Avec 3% de dépendance gazière, la France se trouvait dans une situation très favorable par rapport à l’Allemagne. Une situation qui lui permettait de décider seule de l’ampleur de l’aide gazière qu’elle pouvait fournir à son voisin tout en préservant ses intérêts nationaux. 

Malheureusement à la situation gazière est venue se greffer une situation électrique franco-française imprévue. 32 réacteurs nucléaires français étant actuellement à l’arrêt pour différents problèmes de maintenance et de panne, la France est obligée d’importer massivement de l’électricité. « Electricité contre gaz » la France n’a plus son destin en main et devra accepter une sobriété énergétique bien supérieure aux 3% initialement nécessaires pour se passer du gaz Russe. Les chiffres les plus fous ont circulé : 15% pour l’Allemagne, 10% pour la France ! Dans son discours, la Première Ministre Elisabeth Borne semble avoir révisé ses ambitions à la baisse avec 10% sur deux ans. Ce n’est pas en réglant son chauffage à 19° ni en télétravaillant qu’on réduira la consommation du pays de 5 à 10 points. Comme l’a justement fait remarquer dans l’Opinion Agnés Verdier Molinié directrice de l’iFRAP: « pour arriver à -10% de consommation d’énergie, il faudra arrêter la production de nombre de nos usines…Lorsque les entreprises produisent moins, que les Français consomment moins d’énergie et se déplacent moins, cela a un effet sur la croissance ». Ce que Madame Borne nous présente comme un plan de sobriété choisi est en réalité un plan de rationnement dans la douleur ! 

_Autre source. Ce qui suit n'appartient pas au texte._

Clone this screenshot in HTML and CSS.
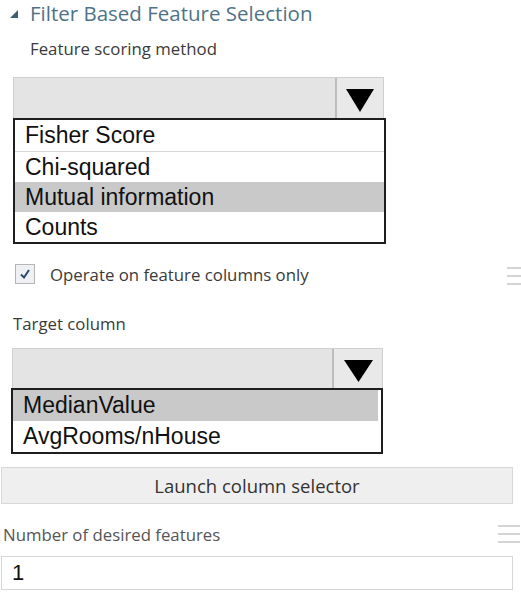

Contrairement à ce que ressasse chaque jour la première ministre, il ne s’agit pas d’un effort partagé au nom d’une noble cause : « défendre la démocratie en supportant l’Ukraine contre la Russie et combattre le réchauffement climatique ». Derrière le discours de la Première Ministre se cachent 20 ans d’errements énergétiques et géopolitiques sous la houlette de Verts impénitents continuant de nous ressasser que le futur est dans le 100% renouvelable. 20 années au cours desquelles les exécutifs successifs n’ont jamais amorcé l’ombre d’un mea-culpa. 

En termes de sécurité industrielle, les progrès reposent d’abord et avant tout sur une reconnaissance et une analyse des erreurs passées. Sans un minimum de repentance aucun progrès ne sera possible et les mêmes accidents se reproduiront. N’en déplaise à Madame Borne, la politique n’échappe pas à la règle.